Wood-stoves today can complement almost any décor, can be highly efficient and one of the lowest net contributors to green house gasses available.  Are they for everybody?  No, and there are reasons for that, but where they work they are a great alternative.

­What does the word wood-stove bring to mind?  Perhaps the “roaring fire”, the “incredible warmth”, the “glowing dancing, flickering flames”.  Whatever it is, many of us enjoy wood-stoves for varying reasons.  Wood-stove industry has made incredible gains in the past decade or two, and if your wood-stove is over 20 years old, it is likely time to consider replacement.  While you may consider replacing an appliance to save energy costs, many forget about the wood-stove as it appears to be old-technology.  In fact the wood-stove has made perhaps greater gains in efficiency and pollution emissions in the past two decades than any other home appliance.

However, the same can not be said of the fireplace.  An open fireplace is notoriously inefficient, and some of them can actually make your home colder.  The use and idea of a fireplace is actually not in anyway related to efficiency of green house gas emissions.  They can be made better with a fireplace insert, and an insulated chimney liner, but still not as good as the best EPA certified wood-stoves.

Fact is for most people, the best option for flexibility, cost, efficiency and green house gas reductions is the certified wood-stove.

The Chimney


If your chimney is not working properly; neither will your wood stove, fireplace or furnace.  Without a good chimney the rest does not much matter.

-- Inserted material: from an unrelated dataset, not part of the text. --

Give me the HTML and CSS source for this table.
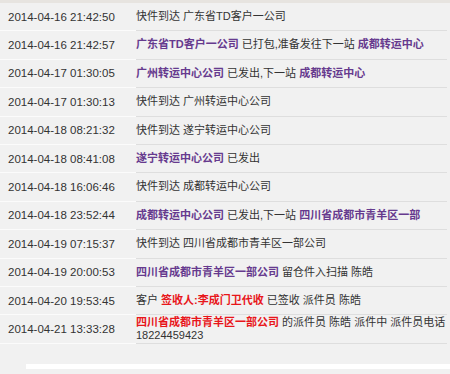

  • the right chimney for the appliance is is serving;
  • sized correctly for the appliance – most often the same size as the appliance outlet collar;
  • located and positioned properly – generally within the heated space of the home (or if exterior then at least insulated);
  • installed properly – as per manufacturers instructions, Ontario Building Code and CSA B365 – which ever apply for the particular chimney.


  • allow fires to be lit easily and have a good draft
  • will not fill room or house with smoke when lighting a fire
  • will not spill or puff smoke back into room when door of wood stove is opened
  • will not emit foul stinky odors or a cold draft into the room when not in use

If you are planning to have a wood burning system installed.  The first critical component is the chimney.  Get reliable advice on the type and location of the chimney to be installed.  Most wood heat retailers and chimney sweeps can provide guidance in this area.  For most people it is preferable to have a professional install the chimney versus doing it yourself.  Once installed you MUST have a WETT Inspection – and you will need to find a WETT Certified Chimney Sweep, WETT Certified Technician or WETT Comprehensive Inspector to do this – the SITE BASIC Inspector is not permitted to perform inspections on new installations.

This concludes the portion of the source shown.